Are American voters willing to fight for freedom and our national interests?

Polling is becoming more difficult and less reliable, for a simple reason that most pollsters will admit, at least privately. Namely, people lie to pollsters regularly. Americans have become so accustomed to opinion surveys that they know what answers are expected. They are reluctant to divulge biases that they think are out-of-touch with mainstream thinking. In this age of political correctness and cancel culture, who can blame them?

I have friend who has been in the political polling business in Washington, D.C. for decades, conducting polls for candidates. He once told me that after 30 years of polling, he has never interviewed a single racist or sexist. Oh, we all know there are such people, but when asked by a pollster, nobody wants to admit such prejudice. That raises an interesting question about whether Americans believe what they say they believe.
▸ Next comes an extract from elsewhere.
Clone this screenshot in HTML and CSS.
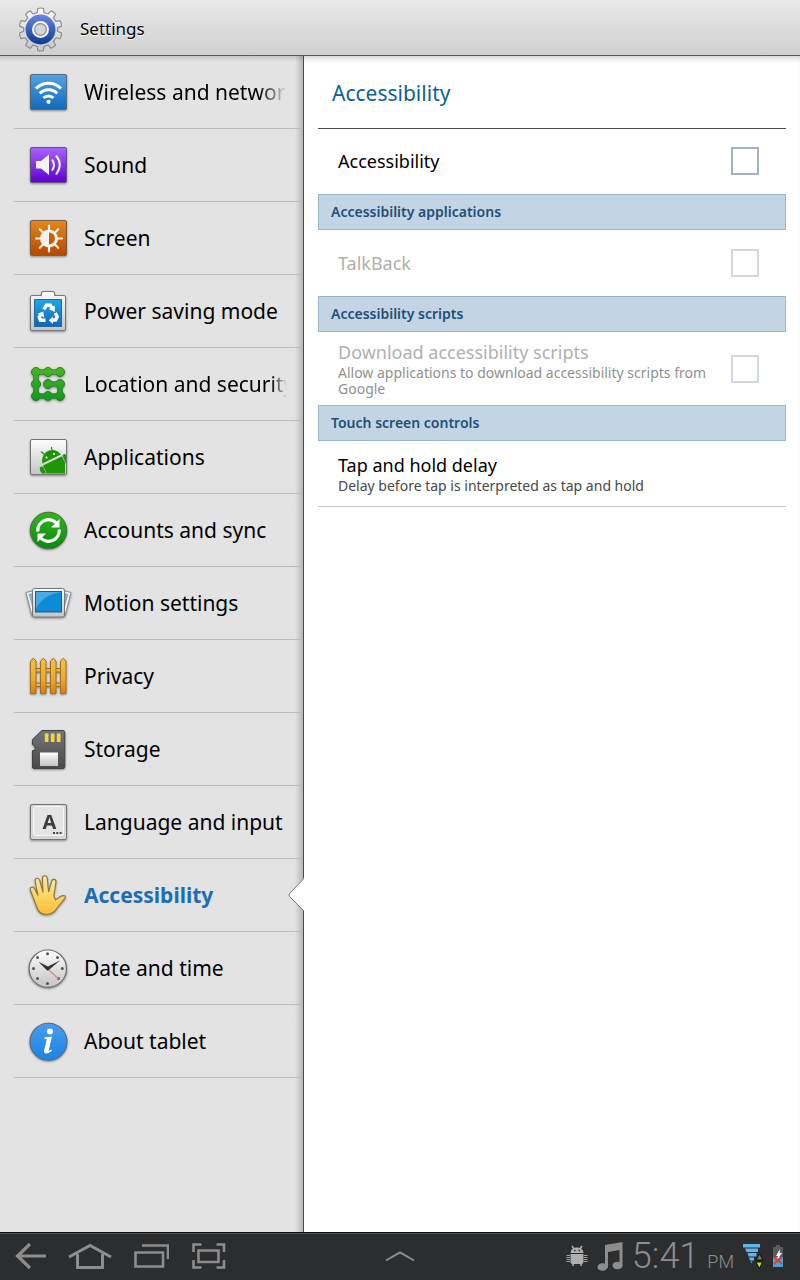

Are American voters willing to fight for freedom and our national interests?

Stanley Modic, long-time editor of Industry Week, wrote about a revealing poll taken among business executives by the U.S. Chamber of Commerce. Some 87 percent described “the impact of government regulation of business” as “generally harmful.” Fully 93 percent considered government regulation as a serious deterrent to economic growth, and 68 percent feared that government bureaucracy would continue to grow. A large majority said businesses and trade associations should fight for regulatory reform and push back harder against government overreach.

But as Modic wrote, that’s where the enthusiasm ended. Fewer than half had ever been involved in any political campaign; 46 percent said their business and trade association had no political information or get-out-the-vote activities; and over 25 percent of those said they were opposed to starting one.  Modic titled his column “The Spirit is Willing, But…”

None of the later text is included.